Ml-pythonHow-ToBeginner · 4 min read

How to Use FastAPI for Model Serving: Simple Guide

Use FastAPI to create a web server that accepts input data, loads your machine learning model, and returns predictions. Define API endpoints with @app.post decorators, process input data, and respond with model outputs in JSON format.

📐

Syntax

FastAPI uses Python functions decorated with @app.post or @app.get to define API endpoints. You load your model once, then use the endpoint function to receive input, run the model, and return predictions.

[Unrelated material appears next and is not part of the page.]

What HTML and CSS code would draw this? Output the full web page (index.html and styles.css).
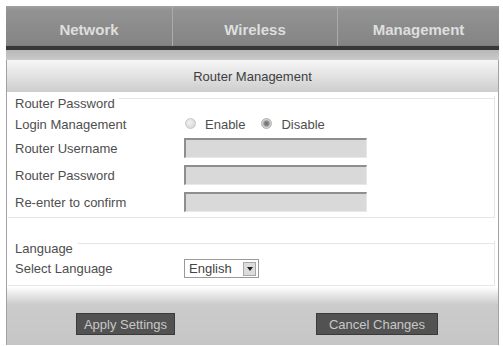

app = FastAPI(): creates the API app.
@app.post('/predict'): defines a POST endpoint at '/predict'.
def predict(data: InputModel): receives input data validated by Pydantic.
return {'prediction': result}: sends prediction back as JSON.

python

from fastapi import FastAPI
from pydantic import BaseModel

app = FastAPI()

class InputModel(BaseModel):
    feature1: float
    feature2: float

@app.post('/predict')
def predict(data: InputModel):
    # model prediction logic here
    result = data.feature1 + data.feature2
    return {'prediction': result}

💻

Example

This example shows a simple FastAPI app that serves a dummy model adding two features. It accepts JSON input, runs the model, and returns the prediction.

python

from fastapi import FastAPI
from pydantic import BaseModel
import uvicorn

app = FastAPI()

class InputModel(BaseModel):
    feature1: float
    feature2: float

@app.post('/predict')
def predict(data: InputModel):
    # Dummy model: sum of features
    prediction = data.feature1 + data.feature2
    return {'prediction': prediction}

if __name__ == '__main__':
    uvicorn.run(app, host='127.0.0.1', port=8000)

Output

INFO: Started server process [12345] INFO: Waiting for application startup. INFO: Application startup complete. INFO: Uvicorn running on http://127.0.0.1:8000 (Press CTRL+C to quit)

⚠️

Common Pitfalls

Not validating input data can cause server errors; always use Pydantic models.
Loading the model inside the endpoint function slows response; load it once globally.
Forgetting to run the server with uvicorn or wrong host/port causes connection issues.
Not returning JSON serializable data leads to errors; always return dict or Pydantic models.

python

from fastapi import FastAPI
from pydantic import BaseModel

app = FastAPI()

def load_model():
    # Dummy load_model function
    class Model:
        def predict(self, data):
            return data.feature1 + data.feature2
    return Model()

# Wrong: loading model inside endpoint (slow)
@app.post('/predict')
def predict_slow(data: BaseModel):
    model = load_model()  # This slows every request
    result = model.predict(data)
    return {'prediction': result}

# Right: load model once
model = load_model()

@app.post('/predict')
def predict(data: BaseModel):
    result = model.predict(data)
    return {'prediction': result}

📊

Quick Reference

FastAPI model serving quick tips:

Use BaseModel from Pydantic for input validation.
Load your ML model once at startup, not per request.
Define POST endpoints for prediction requests.
Return predictions as JSON dictionaries.
Run server with uvicorn main:app --reload for development.

✅

Key Takeaways

Use FastAPI endpoints with Pydantic models to receive and validate input data.

Load your machine learning model once globally to avoid slow responses.

Return predictions as JSON dictionaries for easy client consumption.

Run the FastAPI app with Uvicorn to serve your model over HTTP.

Avoid loading models inside endpoint functions to keep requests fast.